Rahul Dravid is not the kind of a cricketer to indulge in talk without rationale. His education, cricketing experience and reading habits are evident when he discusses cricket or cricket administration. But at Canberra his suggestion of having day-night Test matches was made without proper homework. Theoretically everything looks possible. In practice certain things don't work.
That the stadiums have to be occupied in a spectator friendly game is an obvious fact. It's a dangerous trend to see Eden Gardens half filled and in a place like Mumbai, where every third person is a self-proclaimed cricket expert, hardly anyone turned up at the Wankhede Stadium for the Test match recently. Playing and discussing cricket is a pastime of Mumbaikars but they too are fed up with Test match cricket.

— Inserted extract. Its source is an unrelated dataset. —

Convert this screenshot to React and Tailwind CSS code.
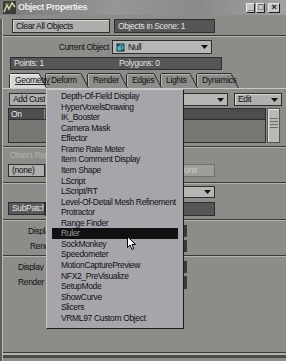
const menuItems = [
  "Depth-Of-Field Display",
  "HyperVoxelsDrawing",
  "IK_Booster",
  "Camera Mask",
  "Effector",
  "Frame Rate Meter",
  "Item Comment Display",
  "Item Shape",
  "LScript",
  "LScript/RT",
  "Level-Of-Detail Mesh Refinement",
  "Protractor",
  "Range Finder",
  "Ruler",
  "SockMonkey",
  "Speedometer",
  "MotionCapturePreview",
  "NFX2_PreVisualize",
  "SetupMode",
  "ShowCurve",
  "Slicers",
  "VRML97 Custom Object",
];

const tabs = [
  { label: "Geometry", w: 38, active: true },
  { label: "Deform", w: 44 },
  { label: "Render", w: 41 },
  { label: "Edges", w: 36 },
  { label: "Lights", w: 38 },
  { label: "Dynamics", w: 43 },
];

function Tri() {
  return (
    <svg width="7" height="4" viewBox="0 0 7 4">
      <path d="M0 0H7L3.5 4Z" fill="#111" />
    </svg>
  );
}

function Sep() {
  return (
    <div>
      <div className="h-px bg-[#3a3b38]" />
      <div className="h-px bg-[#b3b4b0]" />
    </div>
  );
}

function Tab({ label, w, active }) {
  return (
    <div className="relative -mr-[2px] flex h-[15px] items-center" style={{ width: w }}>
      <svg className="absolute inset-0" width={w} height="15" viewBox={`0 0 ${w} 15`}>
        <path d={`M0.5 15V1.5L1.5 0.5H${w - 8}L${w - 0.5} 15`} fill={active ? "#d6d6d4" : "#8c8d88"} stroke="#2e2e2e" />
        <path d={`M1.5 15V1.5H${w - 8}`} fill="none" stroke={active ? "#f0f0f0" : "#b4b5b1"} />
      </svg>
      <span className={`relative pl-[6px] ${active ? "underline decoration-[#222]" : ""}`}>{label}</span>
    </div>
  );
}

// label that disappears under the popup menu at x=46
function HiddenLabel({ pl, children }) {
  return (
    <span className="w-[43px] shrink-0 overflow-hidden whitespace-nowrap" style={{ paddingLeft: pl }}>
      {children}
    </span>
  );
}

export default function App() {
  return (
    <div className="relative h-[361px] w-[286px] overflow-hidden bg-[#8c8d88] font-['Liberation_Sans',Arial,sans-serif] text-[8.5px] leading-none tracking-[-0.35px] text-[#111]">
      {/* title bar */}
      <div className="flex h-[15px] items-center bg-[linear-gradient(90deg,#7a7a7a,#969696_40%,#8a8a8a_70%,#a2a2a2)] pl-[3px] pr-[6px]">
        <svg width="13" height="13" viewBox="0 0 13 13">
          <rect width="13" height="13" fill="#3b3d36" />
          <path d="M1 11L4 4L6 8L9 2L12 6" fill="none" stroke="#c9d7a8" strokeWidth="1.5" />
          <path d="M2 3H6" stroke="#8fa06a" />
        </svg>
        <span className="ml-[2px] text-[9px] font-bold text-[#ececec]">Object Properties</span>
        <div className="ml-auto flex gap-[1px]">
          {["_", "□", "×"].map((g, i) => (
            <div
              key={i}
              className={`flex h-[10px] items-center justify-center border border-t-[#e8e8e8] border-l-[#e8e8e8] border-r-[#222] border-b-[#222] bg-[#c4c4c4] text-[9px] font-bold text-[#111] ${i === 2 ? "ml-[2px] w-[12px]" : "w-[9px]"}`}
            >
              {g}
            </div>
          ))}
        </div>
      </div>

      <div className="h-[346px] border-l-2 border-l-[#5c5d59]">
        <div className="h-full border-l border-l-[#b9bab6]">
          {/* row 1 */}
          <div className="mt-[4px] flex h-[14px] gap-[4px] pl-[9px]">
            <div className="flex w-[98px] items-center border border-[#2e2e2e] bg-[#aeaeac] pl-[3px] shadow-[inset_1px_1px_0_#d6d6d6]">Clear All Objects</div>
            <div className="flex w-[101px] items-center border border-[#2e2e2e] bg-[#565656] pl-[3px] text-[#e2e2e2]">Objects in Scene: 1</div>
          </div>
          <div className="mt-[2px]">
            <Sep />
          </div>
          {/* row 2 */}
          <div className="mt-[3px] flex h-[14px] items-center">
            <div className="w-[109px] pr-[3px] text-right">Current Object</div>
            <div className="flex h-full w-[100px] items-center gap-[3px] border border-[#2e2e2e] bg-[#b6b6b4] px-[3px]">
              <svg width="9" height="9" viewBox="0 0 9 9">
                <rect x="0.5" y="0.5" width="8" height="8" fill="#2a2a2a" />
                <path d="M1.5 3L4 1.5H7.5V6L5.5 7.5H1.5Z" fill="#3fc6d6" />
                <path d="M1.5 3H5.5V7.5M5.5 3L7.5 1.5" fill="none" stroke="#0d4a52" strokeWidth="0.8" />
              </svg>
              <span>Null</span>
              <span className="ml-auto"><Tri /></span>
            </div>
          </div>
          {/* row 3 */}
          <div className="ml-[7px] mt-[3px] flex h-[13px] w-[212px] items-center border border-[#2e2e2e] bg-[#565656] pl-[3px] text-[#e2e2e2]">
            <span className="w-[105px]">Points: 1</span>
            <span>Polygons: 0</span>
          </div>
          {/* tabs */}
          <div className="relative mt-[3px] flex h-[15px] pl-[6px]">
            {tabs.map((t, i) => (
              <div key={t.label} style={{ zIndex: t.active ? 10 : 6 - i }} className="relative">
                <Tab {...t} />
              </div>
            ))}
          </div>
          <div className="h-px bg-[#c8c9c5]" />

          {/* tab content */}
          <div className="mt-[4px] flex h-[13px] items-stretch pl-[6px]">
            <div className="flex w-[80px] items-center border border-[#2e2e2e] bg-[#aeaeac] pl-[3px]">
              <span className="w-[32px] shrink-0 overflow-hidden whitespace-nowrap">Add Custom Object</span>
            </div>
            <div className="ml-[4px] flex w-[135px] items-center justify-end border border-[#2e2e2e] bg-[#b6b6b4] pr-[3px]">
              <Tri />
            </div>
            <div className="ml-[6px] flex w-[48px] items-center border border-[#2e2e2e] bg-[#b0b0ae] px-[3px] shadow-[inset_1px_1px_0_#d6d6d6]">
              <span>Edit</span>
              <span className="ml-auto"><Tri /></span>
            </div>
          </div>
          {/* list */}
          <div className="mt-[2px] flex h-[35px] pl-[5px]">
            <div className="flex w-[258px] flex-col border border-[#2e2e2e] bg-[#767773]">
              <div className="flex h-[11px] border-b border-[#2e2e2e] bg-[#4d4d4d]">
                <div className="flex w-[36px] items-center border-r border-[#8a8a8a] pl-[2px] text-[#e6e6e6]">On</div>
              </div>
            </div>
            <div className="ml-[1px] flex w-[13px] flex-col items-center border border-[#555] bg-[#b9bab6] shadow-[inset_1px_1px_0_#e2e2e2]">
              <div className="mt-[9px] flex flex-col gap-[2px]">
                {[0, 1, 2, 3].map((k) => (
                  <div key={k} className="h-px w-[8px] bg-[#6a6a6a]" />
                ))}
              </div>
            </div>
          </div>
          <div className="mt-[3px]">
            <Sep />
          </div>
          <div className="mt-[2px] flex h-[10px] items-center text-[#b2b3ae]">
            <HiddenLabel pl={7}>Object Replacement</HiddenLabel>
          </div>
          <div className="mt-[4px] flex h-[13px] pl-[5px]">
            <div className="flex w-[37px] items-center border border-[#2e2e2e] bg-[#aeaeac] pl-[3px]">(none)</div>
            <div className="flex w-[170px] items-center justify-end border border-[#6f706c] bg-[#9d9e9a] pr-[17px] text-[#c9cac6]">
              <div className="flex w-[13px] justify-end overflow-hidden whitespace-nowrap">
                <span>Options</span>
              </div>
            </div>
          </div>
          <div className="mt-[5px]">
            <Sep />
          </div>
          <div className="mt-[2px] flex h-[12px] pl-[43px]">
            <div className="flex w-[169px] items-center justify-end border border-[#2e2e2e] bg-[#b6b6b4] pr-[3px]">
              <Tri />
            </div>
          </div>
          <div className="mt-[4px] flex h-[14px] items-start pl-[5px]">
            <div className="flex h-[13px] w-[37px] items-center overflow-hidden whitespace-nowrap border border-[#2e2e2e] bg-[#595959] pl-[3px] text-[#e2e2e2]">SubPatch Order</div>
            <div className="h-[14px] w-[170px] border border-[#2e2e2e] bg-[#565656]" />
          </div>
          <div className="mt-[3px]">
            <Sep />
          </div>
          <div className="mt-[4px] flex h-[12px] items-center">
            <HiddenLabel pl={25}>Display SubPatch Level</HiddenLabel>
            <div className="ml-[138px] h-full w-[3px] bg-[#3a3a3a]" />
          </div>
          <div className="mt-[3px] flex h-[12px] items-center">
            <HiddenLabel pl={27}>Render SubPatch Level</HiddenLabel>
            <div className="ml-[138px] h-full w-[3px] bg-[#3a3a3a]" />
          </div>
          <div className="mt-[3px]">
            <Sep />
          </div>
          <div className="mt-[4px] flex h-[12px] items-center">
            <HiddenLabel pl={15}>Display Metaball Resolution</HiddenLabel>
            <div className="ml-[138px] h-full w-[3px] bg-[#3a3a3a]" />
          </div>
          <div className="mt-[3px] flex h-[13px] items-center">
            <HiddenLabel pl={15}>Render Metaball Resolution</HiddenLabel>
            <div className="ml-[138px] h-full w-[3px] bg-[#3a3a3a]" />
          </div>
          <div className="mt-[63px]">
            <div className="h-px bg-[#3a3b38]" />
            <div className="h-[2px] bg-[#b3b4b0]" />
            <div className="h-[3px] bg-[#4a4b47]" />
          </div>
        </div>
      </div>

      {/* popup menu */}
      <div className="absolute left-[46px] top-[89px] h-[240px] w-[138px] border border-b-[#1a1a1a] border-l-[#c8c8c8] border-r-[#1a1a1a] border-t-[#c8c8c8] bg-[#a6a5aa] pt-[1px]">
        {menuItems.map((m) => (
          <div
            key={m}
            className={`mx-[5px] flex h-[10.57px] items-center whitespace-nowrap pl-[9px] ${m === "Ruler" ? "bg-[#111] text-[#9a9a9a]" : ""}`}
          >
            {m}
          </div>
        ))}
      </div>

      {/* cursor */}
      <svg className="absolute left-[127px] top-[236px]" width="10" height="15" viewBox="0 0 10 15">
        <path d="M0.5 0.5V11.5L3 9L5 13.5L6.8 12.7L4.9 8.5H8.5Z" fill="#fff" stroke="#000" strokeWidth="1" />
      </svg>
    </div>
  );
}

Is it the poor quality of pitches or the poor opposition, one doesn't know but it's only in the sub-continent that crowds stay away from Test cricket. Elsewhere Test matches are a great crowd puller. The tickets for Ashes are sold out well in advance.
Is day-night Test cricket the ideal solution? More than a decade ago the BCCI decided to have a five day-night Ranji Trophy final at Gwalior as an experiment. There were technical problems in every session which eventually forced the BCCI to abandon the idea.
The game started at 2-30 p.m. in perfect conditions. The pitch was placid and batsmen took advantage of it. At 6 in the evening when lights were on, playing conditions suddenly changed. Add to it there was dew on the ground. The ball began to wobble and bowlers had to bowl holding the ball with cross seam to control the swing.
The BCCI used a white Kookaburra ball which is not known to swing like the SG Test ball but here the ball was swinging prodigiously. Bowlers said the seam of the ball being flat, it created problem while gripping the ball in the second half of play.
The dew on the pitch caused the ball to skid. Though there was a change of ball after 40 overs (optional) and compulsory after 50 overs, the teams weren't comfortable. When the spinners were bowling well around the 50 over mark, the new ball would stop them from bowling.
Strategically it just didn't make sense. One remembers at least on five to six occasions batsmen were let off the hook when the ball was changed after 50 overs. Will this not be a big factor in a Test match when a batsman is struggling against spinners and new ball helps him escape from the tight situation?
The pink ball which is being experimented for the longer version is not only hard but it swings more than the Kookaburra ball. The success of a Test match shouldn't be subject to factors like misbehaving of balls and pitches. Moreover loss of time will be another factor.
Unless the authorities experiment day-night for longer duration matches, solutions can't be reached because except for England all the matches are played in the winter. The dew factor will vary from venue to venue. Pink balls haven't been used successfully in the longer version of the game.
Dravid also lamented the meaningless numbers of ODIs but surprisingly remained silent on the T20 tournaments perhaps because he is still part of the IPL.
If Test cricket has to survive, play less number of ODIs and T20. We also have to have the same match fee structure for a Test match player that IPL offers. Only then things will change.